Personal shopper
|d’Olivier Assayas, 2016, ****
Olivier Assayas et Yorick le Saux qui filment Kristen Stewart : la recette pourrait vaguement rappeler leur excellent film précédent. Pourtant, bien que conçu, filmé, réalisé et monté par les mêmes personnes, Personal shopper n’a absolument rien à voir avec Sils Maria : là où celui-ci ignorait totalement les hommes, celui-là repose sur deux mâles. Simples jouets décoratifs tournant autour des femmes il y a deux ans, les hommes sont maintenant au pouvoir : l’un est une inspiration, une motivation, une obsession même pour sa sœur, et ce alors qu’il est mort depuis quelques mois ; l’autre est prédateur, inquiétant et dangereux sous un abord délicatement détaché.
Cela n’empêche que l’essentiel du casting est féminin et que le film raconte, avant tout, les névroses et les obsessions d’une femme dont le frère vient de mourir.
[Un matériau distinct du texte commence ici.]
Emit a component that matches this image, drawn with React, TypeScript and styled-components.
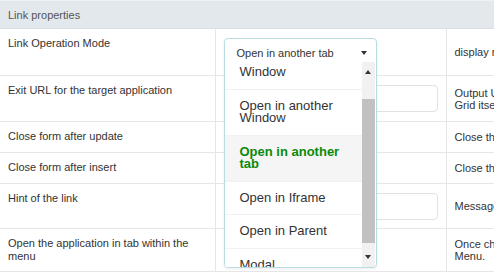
import React, { useLayoutEffect, useRef } from 'react';
import styled, { createGlobalStyle } from 'styled-components';

const GlobalStyle = createGlobalStyle`
  html, body {
    margin: 0;
    padding: 0;
    background: #ffffff;
    overflow: hidden;
  }
  body {
    font-family: "Liberation Sans", Arial, sans-serif;
  }
`;

interface PropRow {
  label: string;
  kind: 'select' | 'input' | 'none';
  help: string;
  height: number;
}

const rows: PropRow[] = [
  { label: 'Link Operation Mode', kind: 'select', help: 'display mode of the link', height: 47 },
  {
    label: 'Exit URL for the target application',
    kind: 'input',
    help: 'Output URL of the target application. If empty, the\nGrid itself is used.',
    height: 46,
  },
  { label: 'Close form after update', kind: 'none', help: 'Close the form after update', height: 31 },
  { label: 'Close form after insert', kind: 'none', help: 'Close the form after insert', height: 31 },
  { label: 'Hint of the link', kind: 'input', help: 'Message displayed when hovering the link', height: 45 },
  {
    label: 'Open the application in tab within the menu',
    kind: 'none',
    help: 'Once checked, the application opens in a tab within the\nMenu.',
    height: 43,
  },
];

const options = [
  { label: 'Window' },
  { label: 'Open in another Window' },
  { label: 'Open in another tab', selected: true },
  { label: 'Open in Iframe' },
  { label: 'Open in Parent' },
  { label: 'Modal' },
];

const Page = styled.div`
  width: 760px;
`;

const Table = styled.table`
  width: 760px;
  table-layout: fixed;
  border-collapse: collapse;
  font-size: 11px;
  color: #333333;
`;

const HeaderRow = styled.tr`
  height: 28px;
`;

const HeaderCell = styled.td`
  background: #e3e8ed;
  border-top: 1px solid #eef1f4;
  border-bottom: 1px solid #d9dfe5;
  color: #555555;
  padding: 0 8px;
  vertical-align: middle;
`;

const Row = styled.tr<{ $h: number }>`
  height: ${(p) => p.$h}px;
`;

const LabelCell = styled.td`
  border: 1px solid #e6e6e6;
  border-left: none;
  padding: 8px 8px;
  vertical-align: top;
  line-height: 13px;
`;

const FieldCell = styled.td<{ $top?: boolean }>`
  border: 1px solid #e6e6e6;
  padding: ${(p) => (p.$top ? '9px 8px 0' : '0 8px')};
  vertical-align: ${(p) => (p.$top ? 'top' : 'middle')};
`;

const HelpCell = styled.td`
  border: 1px solid #e6e6e6;
  padding: 0 8px;
  vertical-align: middle;
  white-space: pre;
  line-height: 12px;
  overflow: hidden;
`;

const TextInput = styled.div`
  box-sizing: border-box;
  width: 214px;
  height: 27px;
  border: 1px solid #e2e2e2;
  border-radius: 4px;
  background: #ffffff;
`;

const SelectAnchor = styled.div`
  position: relative;
  width: 153px;
  height: 27px;
`;

const Popup = styled.div`
  position: absolute;
  top: 0;
  left: 0;
  z-index: 5;
  box-sizing: border-box;
  width: 153px;
  height: 230px;
  border: 1px solid #b7dde3;
  border-radius: 4px;
  background: #ffffff;
  box-shadow: 0 1px 3px rgba(0, 0, 0, 0.08);
  display: flex;
  flex-direction: column;
  overflow: hidden;
`;

const SelectHead = styled.div`
  height: 23px;
  flex: none;
  display: flex;
  align-items: center;
  justify-content: space-between;
  padding: 4px 9px 0 12px;
  box-sizing: border-box;
  font-size: 11px;
  color: #333333;
`;

const Caret = styled.span<{ $up?: boolean }>`
  width: 0;
  height: 0;
  border-left: 3.5px solid transparent;
  border-right: 3.5px solid transparent;
  ${(p) => (p.$up ? 'border-bottom: 4px solid #333;' : 'border-top: 4px solid #333;')}
`;

const ListArea = styled.div`
  flex: 1;
  display: flex;
  min-height: 0;
`;

const Viewport = styled.div`
  flex: 1;
  overflow: hidden;
`;

const Option = styled.div<{ $selected?: boolean }>`
  padding: 10px 15px;
  font-size: 13px;
  line-height: 12.5px;
  color: ${(p) => (p.$selected ? '#0a8a0a' : '#333333')};
  font-weight: ${(p) => (p.$selected ? 'bold' : 'normal')};
  background: ${(p) => (p.$selected ? '#f5f5f5' : '#ffffff')};
  border-bottom: 1px solid #f1f1f1;
`;

const ScrollTrack = styled.div`
  width: 13px;
  flex: none;
  background: #f1f1f1;
  display: flex;
  flex-direction: column;
  margin-right: 1px;
`;

const ArrowBtn = styled.div`
  height: 20px;
  flex: none;
  display: flex;
  align-items: center;
  justify-content: center;
`;

const Rail = styled.div`
  flex: 1;
  padding-top: 17px;
`;

const Thumb = styled.div`
  height: 144px;
  background: #c1c1c1;
`;

function OpenSelect() {
  const viewRef = useRef<HTMLDivElement>(null);

  useLayoutEffect(() => {
    if (viewRef.current) viewRef.current.scrollTop = 6;
  }, []);

  return (
    <SelectAnchor>
      <Popup>
        <SelectHead>
          <span>Open in another tab</span>
          <Caret />
        </SelectHead>
        <ListArea>
          <Viewport ref={viewRef}>
            {options.map((o) => (
              <Option key={o.label} $selected={o.selected}>
                {o.label}
              </Option>
            ))}
          </Viewport>
          <ScrollTrack>
            <ArrowBtn>
              <Caret $up />
            </ArrowBtn>
            <Rail>
              <Thumb />
            </Rail>
            <ArrowBtn>
              <Caret />
            </ArrowBtn>
          </ScrollTrack>
        </ListArea>
      </Popup>
    </SelectAnchor>
  );
}

export default function App() {
  return (
    <Page>
      <GlobalStyle />
      <Table>
        <colgroup>
          <col style={{ width: 215 }} />
          <col style={{ width: 231 }} />
          <col />
        </colgroup>
        <tbody>
          <HeaderRow>
            <HeaderCell colSpan={3}>Link properties</HeaderCell>
          </HeaderRow>
          {rows.map((r) => (
            <Row key={r.label} $h={r.height}>
              <LabelCell>{r.label}</LabelCell>
              <FieldCell $top={r.kind === 'select'}>
                {r.kind === 'select' && <OpenSelect />}
                {r.kind === 'input' && <TextInput />}
              </FieldCell>
              <HelpCell>{r.help}</HelpCell>
            </Row>
          ))}
        </tbody>
      </Table>
    </Page>
  );
}
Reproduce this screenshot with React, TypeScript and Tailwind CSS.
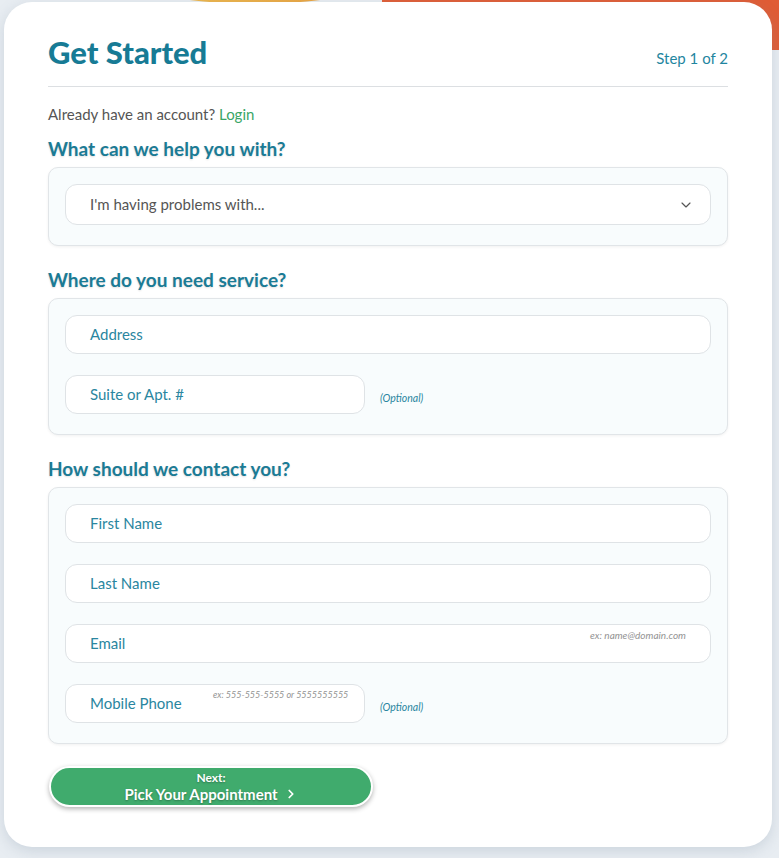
import { ChevronDown, ChevronRight } from 'lucide-react';

const font = { fontFamily: '"Source Sans Pro", Lato, "Noto Sans", sans-serif' };

function Field({ label, hint, hintClass }: { label: string; hint?: string; hintClass?: string }) {
  return (
    <div className="relative h-[39px] rounded-[12px] border border-[#dfe3e6] bg-white flex items-center pl-[24px]">
      <span className="text-[15px] text-[#2a86a0]">{label}</span>
      {hint && <span className={`absolute top-[3px] italic text-[#939393] ${hintClass}`}>{hint}</span>}
    </div>
  );
}

function Optional() {
  return <span className="text-[10.5px] italic text-[#2a86a0] ml-[15px] mt-[8px]">(Optional)</span>;
}

function Heading({ children }: { children: string }) {
  return (
    <h2 className="text-[19px] leading-[24px] font-bold text-[#1b7b95]" style={{ textShadow: '0 1px 2px rgba(0,0,0,0.12)' }}>
      {children}
    </h2>
  );
}

export default function App() {
  return (
    <div className="relative min-h-[858px] bg-[#e8edf2] overflow-hidden" style={font}>
      {/* decorative shapes behind the card */}
      <div className="absolute left-[120px] top-[-60px] w-[270px] h-[64px] rounded-[50%] bg-gradient-to-r from-[#f0c050] to-[#e79a3a]" />
      <div className="absolute left-[382px] top-[-40px] w-[440px] h-[90px] rounded-bl-[40px] bg-[#e05c35]" />

      <div className="relative ml-[4px] mt-[2px] w-[768px] rounded-[28px] bg-white px-[44px] pt-[30px] pb-[40px] shadow-[0_4px_14px_rgba(120,140,160,0.25)]">
        {/* header */}
        <div className="flex items-baseline justify-between border-b border-[#dcdfe2] pb-[14px]">
          <h1 className="text-[31px] leading-[40px] font-black text-[#177b95]">Get Started</h1>
          <span className="text-[15px] text-[#1f86a0]">Step 1 of 2</span>
        </div>

        <p className="mt-[17px] text-[15px] leading-[20px] text-[#555]">
          Already have an account? <a className="text-[#3aa666]">Login</a>
        </p>

        <div className="mt-[13px]">
          <Heading>What can we help you with?</Heading>
        </div>
        <div className="mt-[6px] rounded-[10px] border border-[#e1e5e8] bg-[#f8fcfd] px-[16px] pt-[16px] pb-[20px] shadow-[0_1px_3px_rgba(0,0,0,0.06)]">
          <div className="h-[41px] rounded-[12px] border border-[#dfe3e6] bg-white flex items-center justify-between pl-[24px] pr-[16px]">
            <span className="text-[15px] text-[#555]">I'm having problems with...</span>
            <ChevronDown className="w-[16px] h-[16px] text-[#555]" strokeWidth={1.75} />
          </div>
        </div>

        <div className="mt-[22px]">
          <Heading>Where do you need service?</Heading>
        </div>
        <div className="mt-[6px] rounded-[10px] border border-[#e1e5e8] bg-[#f8fcfd] px-[16px] pt-[16px] pb-[20px] shadow-[0_1px_3px_rgba(0,0,0,0.06)] flex flex-col gap-[21px]">
          <Field label="Address" />
          <div className="flex items-center">
            <div className="w-[300px]">
              <Field label="Suite or Apt. #" />
            </div>
            <Optional />
          </div>
        </div>

        <div className="mt-[22px]">
          <Heading>How should we contact you?</Heading>
        </div>
        <div className="mt-[6px] rounded-[10px] border border-[#e1e5e8] bg-[#f8fcfd] px-[16px] pt-[16px] pb-[20px] shadow-[0_1px_3px_rgba(0,0,0,0.06)] flex flex-col gap-[21px]">
          <Field label="First Name" />
          <Field label="Last Name" />
          <Field label="Email" hint="ex: name@domain.com" hintClass="right-[24px] text-[10px]" />
          <div className="flex items-center">
            <div className="w-[300px]">
              <Field label="Mobile Phone" hint="ex: 555-555-5555 or 5555555555" hintClass="left-[147px] text-[9px]" />
            </div>
            <Optional />
          </div>
        </div>

        <button
          className="mt-[22px] ml-[1px] w-[324px] h-[41px] rounded-full border-2 border-white bg-[#40ab6d] text-white font-bold flex flex-col items-center justify-center leading-none shadow-[0_2px_5px_rgba(0,0,0,0.3)]"
          style={{ textShadow: '0 1px 2px rgba(0,0,0,0.3)' }}
        >
          <span className="text-[12px]">Next:</span>
          <span className="text-[15px] mt-[3px] flex items-center gap-[6px]">
            Pick Your Appointment
            <ChevronRight className="w-[14px] h-[14px]" strokeWidth={3} />
          </span>
        </button>
      </div>
    </div>
  );
}
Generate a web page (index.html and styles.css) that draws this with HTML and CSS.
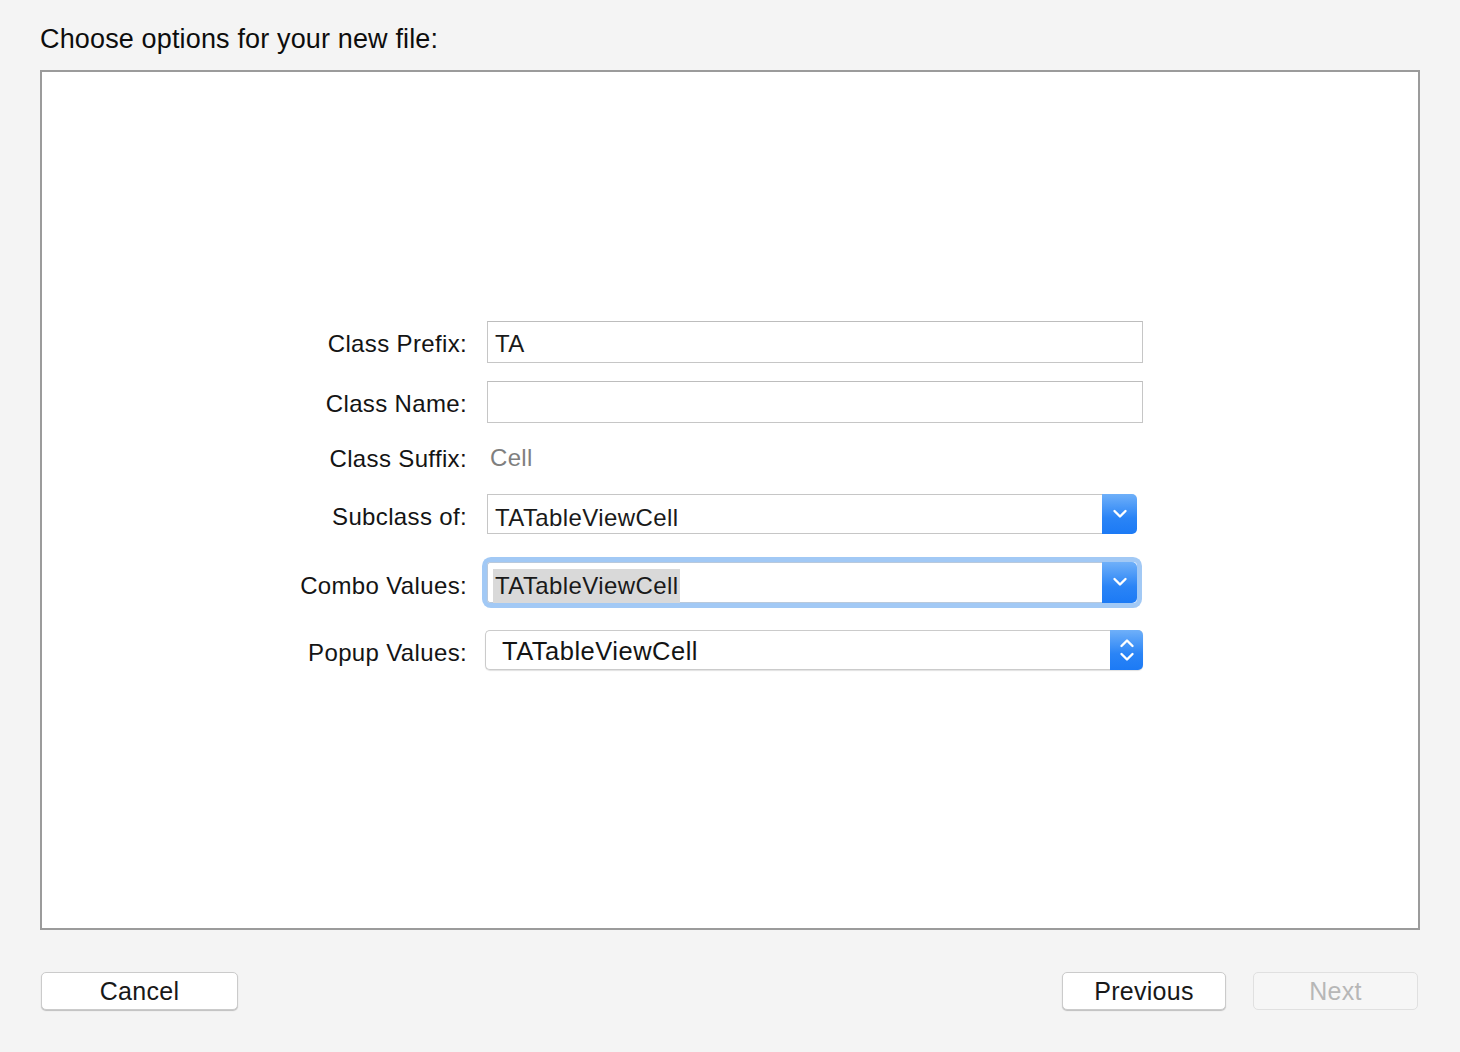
FILE: index.html
```html
<!DOCTYPE html>
<html lang="en">
<head>
<meta charset="utf-8">
<title>Choose options</title>
<link rel="stylesheet" href="styles.css">
</head>
<body>
<div class="title">Choose options for your new file:</div>
<div class="panel">
  <div class="form">
    <div class="row r1">
      <div class="label">Class Prefix:</div>
      <div class="textfield">TA</div>
    </div>
    <div class="row r2">
      <div class="label">Class Name:</div>
      <div class="textfield"></div>
    </div>
    <div class="row r3">
      <div class="label">Class Suffix:</div>
      <div class="static">Cell</div>
    </div>
    <div class="row r4">
      <div class="label">Subclass of:</div>
      <div class="combo">
        <div class="combo-text">TATableViewCell</div>
        <div class="combo-btn">
          <svg width="16" height="10" viewBox="0 0 16 10"><path d="M2.5 2 L8 7.5 L13.5 2" fill="none" stroke="#fff" stroke-width="2.4" stroke-linecap="round" stroke-linejoin="round"/></svg>
        </div>
      </div>
    </div>
    <div class="row r5">
      <div class="label">Combo Values:</div>
      <div class="combo focused">
        <div class="combo-text"><span class="sel">TATableViewCell</span></div>
        <div class="combo-btn">
          <svg width="16" height="10" viewBox="0 0 16 10"><path d="M2.5 2 L8 7.5 L13.5 2" fill="none" stroke="#fff" stroke-width="2.4" stroke-linecap="round" stroke-linejoin="round"/></svg>
        </div>
      </div>
    </div>
    <div class="row r6">
      <div class="label">Popup Values:</div>
      <div class="popup">
        <div class="popup-text">TATableViewCell</div>
        <div class="popup-btn">
          <svg width="18" height="28" viewBox="0 0 18 28"><path d="M3.5 10 L9 4.5 L14.5 10" fill="none" stroke="#fff" stroke-width="2.4" stroke-linecap="round" stroke-linejoin="round"/><path d="M3.5 18 L9 23.5 L14.5 18" fill="none" stroke="#fff" stroke-width="2.4" stroke-linecap="round" stroke-linejoin="round"/></svg>
        </div>
      </div>
    </div>
  </div>
</div>
<div class="buttons">
  <div class="btn cancel">Cancel</div>
  <div class="btn previous">Previous</div>
  <div class="btn next disabled">Next</div>
</div>
</body>
</html>
```
FILE: styles.css
```css
html, body {
  margin: 0;
  padding: 0;
}
body {
  width: 1460px;
  height: 1052px;
  background: #f4f4f4;
  font-family: "Liberation Sans", Arial, sans-serif;
  color: #1c1c1c;
  overflow: hidden;
}
.title {
  box-sizing: border-box;
  height: 70px;
  padding: 23px 0 0 40px;
  font-size: 27px;
  line-height: 32px;
  letter-spacing: 0.15px;
  color: #0d0d0d;
}
.panel {
  box-sizing: border-box;
  margin-left: 40px;
  width: 1380px;
  height: 860px;
  border: 2px solid #9b9b9b;
  background: #fff;
}
.form {
  display: flex;
  flex-direction: column;
  padding-top: 249px;
}
.row {
  display: grid;
  grid-template-columns: 425px 656px;
  column-gap: 20px;
  align-items: center;
}
.r2 { margin-top: 18px; }
.r3 { margin-top: 13px; height: 42px; }
.r4 { margin-top: 16px; }
.r5 { margin-top: 28px; }
.r6 { margin-top: 27px; }
.label {
  text-align: right;
  font-size: 24px;
  letter-spacing: 0.35px;
  color: #141414;
  line-height: 30px;
  padding-top: 3px;
}
.r4 .label, .r5 .label, .r6 .label { padding-top: 6px; }
.textfield {
  box-sizing: border-box;
  height: 42px;
  border: 1px solid #c6c6c6;
  border-top-color: #bdbdbd;
  padding-left: 7px;
  font-size: 24px;
  line-height: 43px;
  letter-spacing: 0.3px;
  color: #1a1a1a;
}
.static {
  padding: 2px 0 0 3px;
  font-size: 24px;
  letter-spacing: 0.3px;
  color: #7f7f7f;
  line-height: 30px;
}
.combo {
  box-sizing: border-box;
  width: 650px;
  height: 40px;
  display: flex;
  border-radius: 0 5px 5px 0;
}
.combo-text {
  flex: 1;
  box-sizing: border-box;
  border: 1px solid #c6c6c6;
  border-right: none;
  padding-left: 7px;
  font-size: 24px;
  letter-spacing: 0.4px;
  line-height: 45px;
  color: #1a1a1a;
  white-space: nowrap;
}
.combo-btn {
  width: 35px;
  height: 40px;
  border-radius: 0 5px 5px 0;
  background: linear-gradient(#6fb0f9, #2a84f6 60%, #1c7af5);
  display: flex;
  align-items: center;
  justify-content: center;
}
.combo-btn svg { margin-top: -1px; }
.focused {
  height: 41px;
  box-shadow: 0 0 0 5px #a2c9f5;
  border-radius: 4px;
}
.focused .combo-text {
  height: 41px;
  line-height: 41px;
  padding-left: 5px;
  border-color: #b9c9dc;
  border-radius: 3px 0 0 3px;
}
.focused .combo-btn { height: 41px; }
.sel {
  display: inline-block;
  background: #d9d9d9;
  padding: 0 2px;
  line-height: 34px;
  vertical-align: -2px;
}
.popup {
  box-sizing: border-box;
  margin-left: -2px;
  width: 658px;
  height: 40px;
  display: flex;
  border-radius: 5px;
  border: 1px solid #cbcbcb;
  border-right: none;
  box-shadow: 0 1px 1px rgba(0, 0, 0, 0.12);
  background: #fff;
}
.popup-text {
  flex: 1;
  padding-left: 16px;
  font-size: 25.5px;
  letter-spacing: 0.5px;
  line-height: 41px;
  color: #141414;
}
.popup-btn {
  width: 33px;
  height: 40px;
  margin-top: -1px;
  border-radius: 0 5px 5px 0;
  background: linear-gradient(#6fb0f9, #2a84f6 60%, #1c7af5);
  display: flex;
  align-items: center;
  justify-content: center;
}
.buttons {
  display: flex;
  margin-top: 42px;
  padding: 0 42px 0 41px;
}
.btn {
  box-sizing: border-box;
  height: 38px;
  border: 1px solid #cbcbcb;
  border-radius: 5px;
  background: #fff;
  box-shadow: 0 1px 1px rgba(0, 0, 0, 0.22);
  font-size: 25px;
  letter-spacing: 0.3px;
  line-height: 37px;
  text-align: center;
  color: #181818;
}
.cancel { width: 197px; }
.previous { width: 164px; margin-left: auto; }
.next { width: 165px; margin-left: 27px; }
.disabled {
  background: #f6f6f6;
  border-color: #e0e0e0;
  box-shadow: none;
  color: #b7b7b7;
}
```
Médium, elle attend un « signe » du disparu et, en attendant, gagne sa vie en faisant les courses pour une starlette qui n’a pas le temps de renouveler elle-même sa garde-robe.
Le reste n’est pas vraiment racontable. C’est une suite de scènes, alternant la vie quotidienne, la frustrante réalité d’un travail que tant d’autres considèrent comme un loisir, les nuits d’angoisse dans la maison vide du disparu, les rencontres avec l’amant de l’employeuse ou la veuve du mort, les échanges de messages avec un inconnu, et les nuits d’alcool dans la maison vide de l’employeuse. Tout est dans l’ambiance, l’attente, le travail pour permettre l’attente, les distractions pour oublier l’attente. C’est évidemment une histoire de fantôme, mais pas juste de l’esprit du disparu : la vie, le travail, la motivation, les espoirs, la civilisation et la société moderne, tout cela est également réduit à l’état spectral, et l’héroïne semble parfois elle-même n’être que son propre fantôme.
Ce qui nous mène à une question inévitable : est-ce chiant ? On va pas se mentir, ça doit pouvoir l’être. Objectivement, le film est vain, le script tient sur une page, et Assayas joue sur les silences, le vide et la langueur pour saisir l’esprit de son personnage.
Oui, mais.
Il est possible d’être sensible à certains échos, à certaines mimiques, à certaines intonations. Il est possible d’être touché par ce vide et cette langueur. Il est possible de trouver fascinant cet ennui, qui progresse par petites touches plus ou moins inquiétantes vers un « cut » final certes prévisible, mais parfait.
En tout cas, ce film m’a touché, quelque part, à un niveau assez personnel pour que je le trouve très réussi.